- [Instructions for the task]: Images are not part of the copy; transcribe all the data exactly.
┌─ Dataset excerpts
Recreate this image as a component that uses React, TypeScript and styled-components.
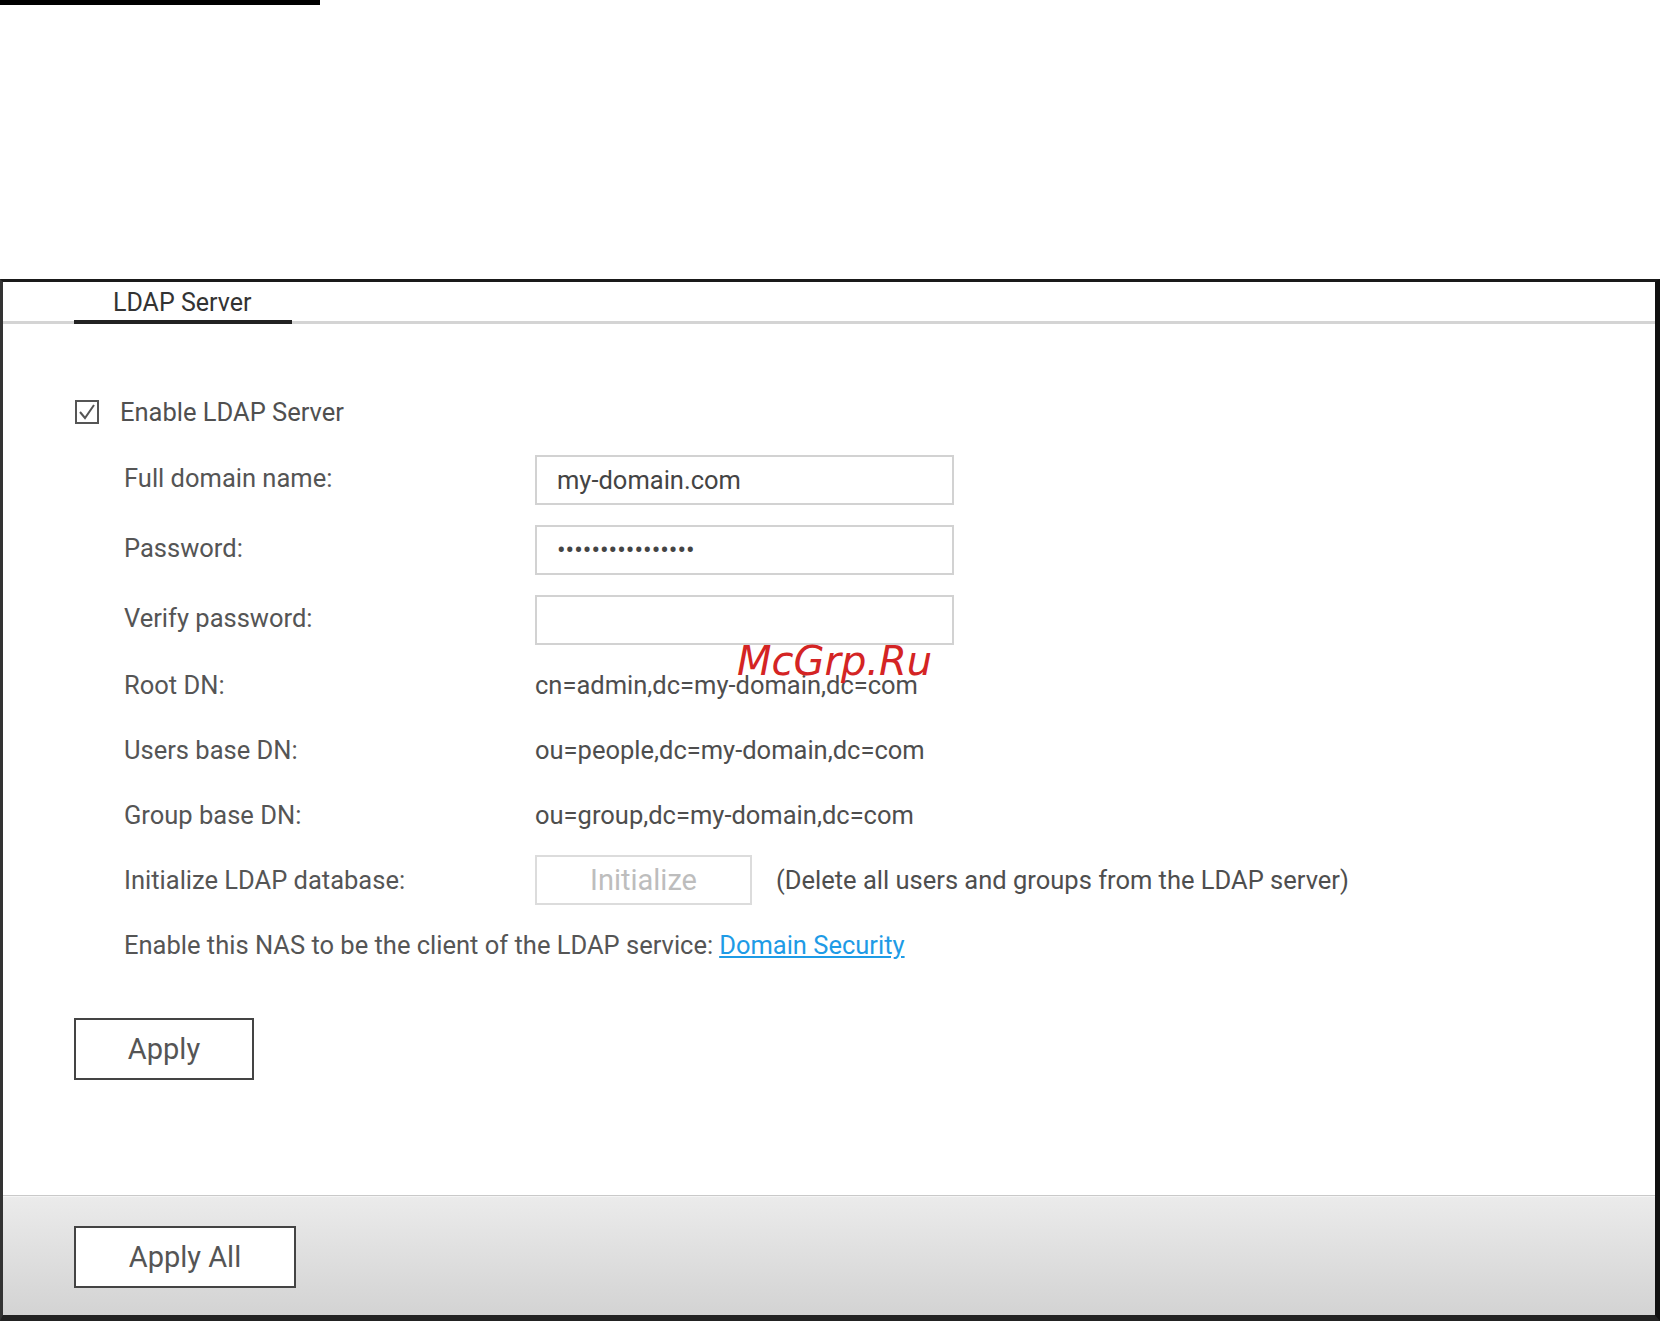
import React from 'react';
import styled, { createGlobalStyle } from 'styled-components';

const GlobalStyle = createGlobalStyle`
  html, body {
    margin: 0;
    padding: 0;
    background: #ffffff;
  }
  body {
    font-family: Roboto, "Liberation Sans", Arial, sans-serif;
  }
`;

const Page = styled.div`
  position: relative;
  width: 1660px;
  height: 1321px;
  overflow: hidden;
  background: #fff;
`;

const TopRule = styled.div`
  width: 320px;
  height: 5px;
  background: #000;
`;

const Panel = styled.div`
  box-sizing: border-box;
  margin-top: 274px;
  height: 1042px;
  display: flex;
  flex-direction: column;
  border-top: 3px solid #1a1a1a;
  border-left: 3px solid #333;
  border-right: 5px solid #111;
  border-bottom: 6px solid #222;
`;

const TabBar = styled.div`
  height: 39px;
  display: flex;
  align-items: flex-start;
  padding-left: 71px;
  border-bottom: 3px solid #d4d4d4;
`;

const Tab = styled.div`
  box-sizing: border-box;
  width: 218px;
  height: 42px;
  margin-bottom: -3px;
  padding: 6px 0 0 39px;
  border-bottom: 4px solid #222;
  font-size: 25px;
  line-height: 30px;
  color: #333;
`;

const Content = styled.div`
  flex: 1;
  padding: 73px 0 0 72px;
`;

const CheckRow = styled.label`
  display: flex;
  align-items: center;
  gap: 21px;
  height: 30px;
  font-size: 25.5px;
  color: #505050;
`;

const CheckBox = styled.span`
  box-sizing: border-box;
  width: 24px;
  height: 24px;
  border: 2px solid #555;
  display: flex;
  align-items: center;
  justify-content: center;
`;

const Form = styled.div`
  margin-top: 28px;
  padding-left: 49px;
`;

const Row = styled.div<{ $gap: number }>`
  display: flex;
  align-items: center;
  height: 50px;
  margin-bottom: ${p => p.$gap}px;
  font-size: 25.5px;
  color: #555;
`;

const Label = styled.div<{ $raised?: boolean }>`
  width: 411px;
  flex-shrink: 0;
  margin-top: ${p => (p.$raised ? -4 : 0)}px;
`;

const Value = styled.div`
  color: #4e4e4e;
  white-space: nowrap;
`;

const TextInput = styled.input`
  box-sizing: border-box;
  width: 419px;
  height: 50px;
  padding: 0 0 0 20px;
  border: 2px solid #d2d2d2;
  outline: none;
  font-family: Roboto, "Liberation Sans", Arial, sans-serif;
  font-size: 25.5px;
  color: #444;
  background: #fff;
`;

const GhostButton = styled.button`
  box-sizing: border-box;
  width: 217px;
  height: 50px;
  margin-right: 24px;
  border: 2px solid #dcdcdc;
  background: #fff;
  font-family: Roboto, "Liberation Sans", Arial, sans-serif;
  font-size: 29px;
  color: #bdbdbd;
  padding: 0;
`;

const Link = styled.a`
  color: #1e9be6;
  text-decoration: underline;
  margin-left: 6px;
`;

const ActionButton = styled.button<{ $width: number }>`
  box-sizing: border-box;
  width: ${p => p.$width}px;
  height: 62px;
  border: 2px solid #444;
  background: #fff;
  font-family: Roboto, "Liberation Sans", Arial, sans-serif;
  font-size: 29px;
  color: #555;
  padding: 0;
`;

const ApplyWrap = styled.div`
  margin-top: 48px;
  margin-left: -1px;
`;

const Footer = styled.div`
  box-sizing: border-box;
  height: 120px;
  padding: 30px 0 0 71px;
  border-top: 1px solid #c9c9c9;
  box-shadow: inset 0 1px 0 #f4f4f4;
  background: linear-gradient(#ebebeb, #d3d3d3);
`;

const Watermark = styled.div`
  position: absolute;
  left: 737px;
  top: 638px;
  font-family: "DejaVu Sans", sans-serif;
  font-style: italic;
  font-size: 40px;
  line-height: 46px;
  color: #d42424;
  pointer-events: none;
`;

const Check = () => (
  <svg width="18" height="16" viewBox="0 0 18 16">
    <path d="M2 8 L7 14 L16 1" fill="none" stroke="#555" strokeWidth="2" />
  </svg>
);

export default function App() {
  return (
    <Page>
      <GlobalStyle />
      <TopRule />
      <Panel>
        <TabBar>
          <Tab>LDAP Server</Tab>
        </TabBar>
        <Content>
          <CheckRow>
            <CheckBox>
              <Check />
            </CheckBox>
            Enable LDAP Server
          </CheckRow>
          <Form>
            <Row $gap={20}>
              <Label $raised>Full domain name:</Label>
              <TextInput readOnly defaultValue="my-domain.com" />
            </Row>
            <Row $gap={20}>
              <Label $raised>Password:</Label>
              <TextInput type="password" readOnly defaultValue="abcdefghijklmnop" />
            </Row>
            <Row $gap={15}>
              <Label $raised>Verify password:</Label>
              <TextInput type="password" readOnly defaultValue="" />
            </Row>
            <Row $gap={15}>
              <Label>Root DN:</Label>
              <Value>cn=admin,dc=my-domain,dc=com</Value>
            </Row>
            <Row $gap={15}>
              <Label>Users base DN:</Label>
              <Value>ou=people,dc=my-domain,dc=com</Value>
            </Row>
            <Row $gap={15}>
              <Label>Group base DN:</Label>
              <Value>ou=group,dc=my-domain,dc=com</Value>
            </Row>
            <Row $gap={15}>
              <Label>Initialize LDAP database:</Label>
              <GhostButton disabled>Initialize</GhostButton>
              <Value>(Delete all users and groups from the LDAP server)</Value>
            </Row>
            <Row $gap={0}>
              Enable this NAS to be the client of the LDAP service:
              <Link href="#">Domain Security</Link>
            </Row>
          </Form>
          <ApplyWrap>
            <ActionButton $width={180}>Apply</ActionButton>
          </ApplyWrap>
        </Content>
        <Footer>
          <ActionButton $width={222}>Apply All</ActionButton>
        </Footer>
      </Panel>
      <Watermark>McGrp.Ru</Watermark>
    </Page>
  );
}
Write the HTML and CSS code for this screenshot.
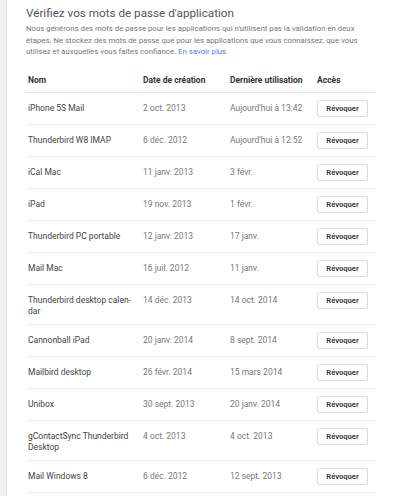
└─
- [Finished answer]:
Recreate this image as a component that uses React, TypeScript and styled-components.
import React from 'react';
import styled, { createGlobalStyle } from 'styled-components';

const GlobalStyle = createGlobalStyle`
  html, body {
    margin: 0;
    padding: 0;
    background: #ffffff;
  }
  body {
    font-family: Roboto, "Liberation Sans", Arial, sans-serif;
  }
`;

const Page = styled.div`
  position: relative;
  width: 1660px;
  height: 1321px;
  overflow: hidden;
  background: #fff;
`;

const TopRule = styled.div`
  width: 320px;
  height: 5px;
  background: #000;
`;

const Panel = styled.div`
  box-sizing: border-box;
  margin-top: 274px;
  height: 1042px;
  display: flex;
  flex-direction: column;
  border-top: 3px solid #1a1a1a;
  border-left: 3px solid #333;
  border-right: 5px solid #111;
  border-bottom: 6px solid #222;
`;

const TabBar = styled.div`
  height: 39px;
  display: flex;
  align-items: flex-start;
  padding-left: 71px;
  border-bottom: 3px solid #d4d4d4;
`;

const Tab = styled.div`
  box-sizing: border-box;
  width: 218px;
  height: 42px;
  margin-bottom: -3px;
  padding: 6px 0 0 39px;
  border-bottom: 4px solid #222;
  font-size: 25px;
  line-height: 30px;
  color: #333;
`;

const Content = styled.div`
  flex: 1;
  padding: 73px 0 0 72px;
`;

const CheckRow = styled.label`
  display: flex;
  align-items: center;
  gap: 21px;
  height: 30px;
  font-size: 25.5px;
  color: #505050;
`;

const CheckBox = styled.span`
  box-sizing: border-box;
  width: 24px;
  height: 24px;
  border: 2px solid #555;
  display: flex;
  align-items: center;
  justify-content: center;
`;

const Form = styled.div`
  margin-top: 28px;
  padding-left: 49px;
`;

const Row = styled.div<{ $gap: number }>`
  display: flex;
  align-items: center;
  height: 50px;
  margin-bottom: ${p => p.$gap}px;
  font-size: 25.5px;
  color: #555;
`;

const Label = styled.div<{ $raised?: boolean }>`
  width: 411px;
  flex-shrink: 0;
  margin-top: ${p => (p.$raised ? -4 : 0)}px;
`;

const Value = styled.div`
  color: #4e4e4e;
  white-space: nowrap;
`;

const TextInput = styled.input`
  box-sizing: border-box;
  width: 419px;
  height: 50px;
  padding: 0 0 0 20px;
  border: 2px solid #d2d2d2;
  outline: none;
  font-family: Roboto, "Liberation Sans", Arial, sans-serif;
  font-size: 25.5px;
  color: #444;
  background: #fff;
`;

const GhostButton = styled.button`
  box-sizing: border-box;
  width: 217px;
  height: 50px;
  margin-right: 24px;
  border: 2px solid #dcdcdc;
  background: #fff;
  font-family: Roboto, "Liberation Sans", Arial, sans-serif;
  font-size: 29px;
  color: #bdbdbd;
  padding: 0;
`;

const Link = styled.a`
  color: #1e9be6;
  text-decoration: underline;
  margin-left: 6px;
`;

const ActionButton = styled.button<{ $width: number }>`
  box-sizing: border-box;
  width: ${p => p.$width}px;
  height: 62px;
  border: 2px solid #444;
  background: #fff;
  font-family: Roboto, "Liberation Sans", Arial, sans-serif;
  font-size: 29px;
  color: #555;
  padding: 0;
`;

const ApplyWrap = styled.div`
  margin-top: 48px;
  margin-left: -1px;
`;

const Footer = styled.div`
  box-sizing: border-box;
  height: 120px;
  padding: 30px 0 0 71px;
  border-top: 1px solid #c9c9c9;
  box-shadow: inset 0 1px 0 #f4f4f4;
  background: linear-gradient(#ebebeb, #d3d3d3);
`;

const Watermark = styled.div`
  position: absolute;
  left: 737px;
  top: 638px;
  font-family: "DejaVu Sans", sans-serif;
  font-style: italic;
  font-size: 40px;
  line-height: 46px;
  color: #d42424;
  pointer-events: none;
`;

const Check = () => (
  <svg width="18" height="16" viewBox="0 0 18 16">
    <path d="M2 8 L7 14 L16 1" fill="none" stroke="#555" strokeWidth="2" />
  </svg>
);

export default function App() {
  return (
    <Page>
      <GlobalStyle />
      <TopRule />
      <Panel>
        <TabBar>
          <Tab>LDAP Server</Tab>
        </TabBar>
        <Content>
          <CheckRow>
            <CheckBox>
              <Check />
            </CheckBox>
            Enable LDAP Server
          </CheckRow>
          <Form>
            <Row $gap={20}>
              <Label $raised>Full domain name:</Label>
              <TextInput readOnly defaultValue="my-domain.com" />
            </Row>
            <Row $gap={20}>
              <Label $raised>Password:</Label>
              <TextInput type="password" readOnly defaultValue="abcdefghijklmnop" />
            </Row>
            <Row $gap={15}>
              <Label $raised>Verify password:</Label>
              <TextInput type="password" readOnly defaultValue="" />
            </Row>
            <Row $gap={15}>
              <Label>Root DN:</Label>
              <Value>cn=admin,dc=my-domain,dc=com</Value>
            </Row>
            <Row $gap={15}>
              <Label>Users base DN:</Label>
              <Value>ou=people,dc=my-domain,dc=com</Value>
            </Row>
            <Row $gap={15}>
              <Label>Group base DN:</Label>
              <Value>ou=group,dc=my-domain,dc=com</Value>
            </Row>
            <Row $gap={15}>
              <Label>Initialize LDAP database:</Label>
              <GhostButton disabled>Initialize</GhostButton>
              <Value>(Delete all users and groups from the LDAP server)</Value>
            </Row>
            <Row $gap={0}>
              Enable this NAS to be the client of the LDAP service:
              <Link href="#">Domain Security</Link>
            </Row>
          </Form>
          <ApplyWrap>
            <ActionButton $width={180}>Apply</ActionButton>
          </ApplyWrap>
        </Content>
        <Footer>
          <ActionButton $width={222}>Apply All</ActionButton>
        </Footer>
      </Panel>
      <Watermark>McGrp.Ru</Watermark>
    </Page>
  );
}
Write the HTML and CSS code for this screenshot.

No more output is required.